Browns take Baker Mayfield No. 1
BROWNS: A+. We forget how much of a shocker this was when it finally went down last spring. Taking the QB with the top pick was anything but a slam dunk, but he exceeded any reasonable expectations, survived a ridiculous arranged marriage with Hue Jackson and looks like a true salvation for an owner who has been a laughingstock since he purchased the team.
Jets move up to No. 3 to take Sam Darnold
JETS: A. They were incredibly proactive in realizing well before the draft that the sixth pick wasn't high enough to ensure they got one of the top two QBs. So they jumped up to the Colts pick – a move that worked out perfectly for Indy as well – and when Darnold was still there it was high-fives all around. He flashed like a future franchise QB as a rookie.

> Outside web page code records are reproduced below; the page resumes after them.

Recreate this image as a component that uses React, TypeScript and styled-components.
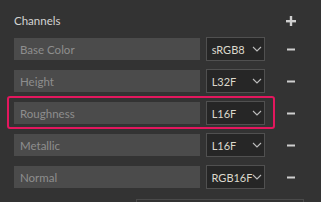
import React from "react";
import styled, { createGlobalStyle, css } from "styled-components";

const Global = createGlobalStyle`
  html, body { margin: 0; padding: 0; background: #333333; }
  body { font-family: Lato, "Noto Sans", sans-serif; }
`;

const Panel = styled.div`
  width: 321px;
  height: 202px;
  overflow: hidden;
  box-sizing: border-box;
  padding: 9px 20px 0 14px;
  background: #333333;
`;

const Header = styled.div`
  display: flex;
  align-items: center;
  justify-content: space-between;
  height: 24px;
  margin-bottom: 4px;
`;

const Title = styled.span`
  font-size: 11.5px;
  color: #d4d4d4;
  line-height: 1;
`;

const IconButton = styled.button`
  width: 20px;
  height: 20px;
  padding: 0;
  border: 0;
  background: transparent;
  display: flex;
  align-items: center;
  justify-content: center;
  color: #cfcfcf;
`;

const Rows = styled.div`
  display: flex;
  flex-direction: column;
  gap: 8px;
`;

const Row = styled.div<{ $highlight?: boolean }>`
  position: relative;
  display: flex;
  align-items: center;
  height: 24px;
  gap: 6px;
  ${(p) =>
    p.$highlight &&
    css`
      &::after {
        content: "";
        position: absolute;
        left: -7px;
        top: -5px;
        width: 268px;
        height: 33px;
        box-sizing: border-box;
        border: 2px solid #e3175e;
        border-radius: 3px;
        pointer-events: none;
      }
    `}
`;

const NameField = styled.div`
  width: 190px;
  height: 22px;
  box-sizing: border-box;
  padding-left: 6px;
  display: flex;
  align-items: center;
  background: #4b4b4b;
  color: #8e8e8e;
  font-size: 11.5px;
`;

const Select = styled.div`
  width: 61px;
  height: 24px;
  box-sizing: border-box;
  border: 1px solid #505050;
  background: #262626;
  display: flex;
  align-items: center;
  justify-content: space-between;
  padding: 0 2px 0 5px;
  color: #dcd8cc;
  font-size: 11px;
  white-space: nowrap;

  svg {
    flex-shrink: 0;
  }
`;

const MinusSlot = styled.div`
  margin-left: 10px;
  width: 20px;
  display: flex;
  justify-content: center;
`;

const Chevron = () => (
  <svg width="10" height="6" viewBox="0 0 10 6">
    <path d="M1 1 L5 5 L9 1" fill="none" stroke="#bdbdbd" strokeWidth="1.1" />
  </svg>
);

const Minus = () => (
  <svg width="8" height="3" viewBox="0 0 8 3">
    <rect x="0" y="0.5" width="8" height="2" fill="#cfcfcf" />
  </svg>
);

const Plus = () => (
  <svg width="10" height="10" viewBox="0 0 10 10">
    <rect x="0" y="4" width="10" height="2.4" fill="#cfcfcf" />
    <rect x="3.8" y="0" width="2.4" height="10" fill="#cfcfcf" />
  </svg>
);

const Footer = styled.div`
  margin-top: 10px;
  margin-left: 122px;
  width: 168px;
  height: 20px;
  box-sizing: border-box;
  border: 1px solid #4a4a4a;
`;

const channels = [
  { name: "Base Color", format: "sRGB8" },
  { name: "Height", format: "L32F" },
  { name: "Roughness", format: "L16F", highlight: true },
  { name: "Metallic", format: "L16F" },
  { name: "Normal", format: "RGB16F" },
];

export default function App() {
  return (
    <Panel>
      <Global />
      <Header>
        <Title>Channels</Title>
        <IconButton aria-label="Add channel">
          <Plus />
        </IconButton>
      </Header>
      <Rows>
        {channels.map((c) => (
          <Row key={c.name} $highlight={c.highlight}>
            <NameField>{c.name}</NameField>
            <Select>
              <span>{c.format}</span>
              <Chevron />
            </Select>
            <MinusSlot>
              <Minus />
            </MinusSlot>
          </Row>
        ))}
      </Rows>
      <Footer />
    </Panel>
  );
}
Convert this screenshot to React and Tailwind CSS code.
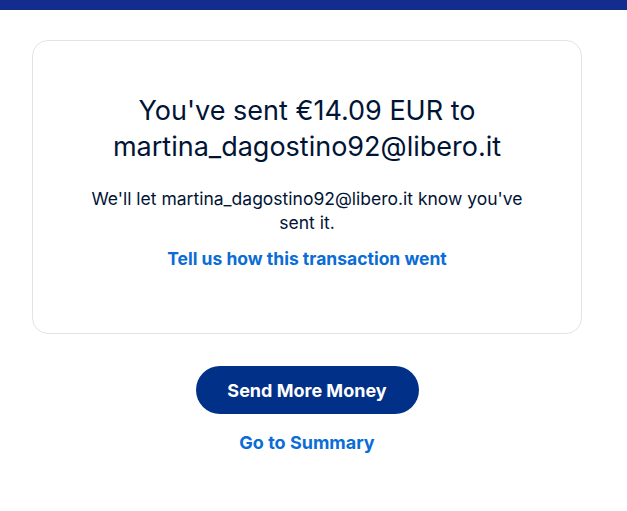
export default function App() {
  return (
    <div className="min-h-[511px] w-full bg-white" style={{ fontFamily: 'Inter, "Noto Sans", sans-serif' }}>
      <div className="h-[10px] w-full bg-[#142c8e]" />
      <div className="w-[614px] pl-[32px] pr-[32px] pt-[30px]">
        <div className="flex h-[294px] w-[550px] flex-col items-center rounded-[16px] border border-[#e3e3e3] px-[30px] pt-[52px] text-center">
          <h1 className="text-[27px] leading-[36px] font-normal text-[#001435]">
            You've sent €14.09 EUR to
            <br />
            martina_dagostino92@libero.it
          </h1>
          <p className="mt-[22px] text-[17.5px] leading-[24px] text-[#001435]">
            We'll let martina_dagostino92@libero.it know you've
            <br />
            sent it.
          </p>
          <a className="mt-[12px] text-[17.5px] leading-[24px] font-bold text-[#0a6cd6]">
            Tell us how this transaction went
          </a>
        </div>
      </div>
      <div className="mt-[32px] flex w-[614px] flex-col items-center">
        <button className="h-[48px] w-[223px] rounded-full bg-[#003087] text-[18px] font-bold text-white">
          Send More Money
        </button>
        <a className="mt-[17px] text-[18px] leading-[24px] font-bold text-[#0a6cd6]">Go to Summary</a>
      </div>
    </div>
  );
}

Bills move up to No. 7 to take Josh Allen
BILLS: B. Every move this front office made from the time it was assembled two years back was with this in mind – getting a top-10 QB. Allen showed his accuracy and mechanics still need work, but his athleticism immediately gave the Bills hope. He brought energy to the huddle and his teammates rallied around him.
Ravens move up to No. 32 to take Lamar Jackson
RAVENS: A+. No one knows what the future holds for Jackson, who must hone his fundamentals and motion, but no one could have asked for anything more than what he did. Baltimore had to get a QB in 2018, and did, and with Flacco hurt again and the team stumbling at 4-5 and lacking any real weapons on offense, the rookie came in and saved the season and likely jobs as well. He went 6-1, turning the Ravens from the second-worst rushing team in the league into the best, putting them top-eight in yards from scrimmage since he took over and losing only at Arrowhead, in OT. He led the Ravens to a most-improbable division crown. Only Mayfield had a similar immediate impact. Coupled with a smart, uber-cheap signing of Robert Griffin III and now getting a fourth-rounder for Flacco, who they would have cut otherwise, the Ravens and Browns best worked the QB position this past year.